Monday, March 16, 2009

A Brief Memory Jogger In Sales - There’s very little you don’t already know.

As business people we are all involved in sales. You may not be the ‘sales’ person ultimately responsible for securing the completion of the exchange of products or services in a mutually beneficial interpersonal transaction, but along the way you have sold. Just a few of the things you have sold are;
· yourself - to ‘get the job’, or on your own determination to be self-employed
· an idea, a method or new product/service to improve what you do at work

‘Sales’, as defined by a guy named Brian Lambert is a holistic business system with four parts;
· development
· management
· enabling
· execution

However, when you get down to the nitty gritty of what is happening in each of sales system stages, sales are nothing more than ... connecting with a buyer. That’s why you know an absolute mountain load about sales, because you are regularly ‘the buyer’. There’s no need to stress about what others say should be done in each stage mentioned above. Just write ‘connect with the buyer’ to the right, and use your own personal buying experiences to look at what you can be doing and where and/or how you can make improvements in your sales.

Because you are a sales expert, there are a few simple rules you should never forget;

· sales is all about relationships
· that you don’t sell features, you sell benefits and solutions,
· that people hate being sold to, they like the decision to buy to be theirs
· all sales are firstly the result of emotion and trust, logic and rationalisation comes after

So, keeping in mind the above rules and that a sale is all about connecting with the buyer, you improve your business sales by... learning exactly who your market is, and what it is that your market really wants, NOT what you think they need or should have. Modify how you present your uniqueness to be a perfect match to the buyers wants.

To increase your conversion rate even further, it is well worth your time to also uncover what turns their ‘buying action’ on, as well as what turns it off.

How do you get this information?
* RESEARCH *SURVEY *ASK and *LISTEN
Then you continually
*ADJUST *TEST *REPEAT and *LISTEN
You never stop testing, because rarely is anything constant.

With good focused market information behind you, you also know how you can always;
· offer great added value AND
· over deliver on your promises at a profit.

It is also important to remember that while on the surface it sounds great if you could improve sales simply by increasing the number of buyers, you must factor in their cost beyond the point of sale. Focus on attracting good buyers, (a bad buyer is one who costs you over time not just financially, but in time and energy and emotion).
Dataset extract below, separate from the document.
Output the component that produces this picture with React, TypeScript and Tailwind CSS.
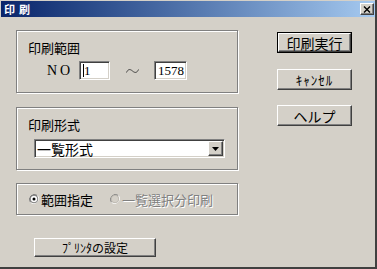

A general 50% increase in buyers may not be as good to our bottom line as a 10% increase in ‘good buyers’. Good buyers become part of you marketing staff. (Sack your bad buyers)

AVOID discounting to win a sale. It attracts very few good buyers if any. If you are offering what all buyers seek - real value, increase your pricing and quoting until it makes a part of your body twitch! It gives you room to negotiate if needed when you find a good buyer, and it offers them a platform on which they build their own emotional victory in their buying decision.

To sum it up, sales are simply the result of creating a perfect match.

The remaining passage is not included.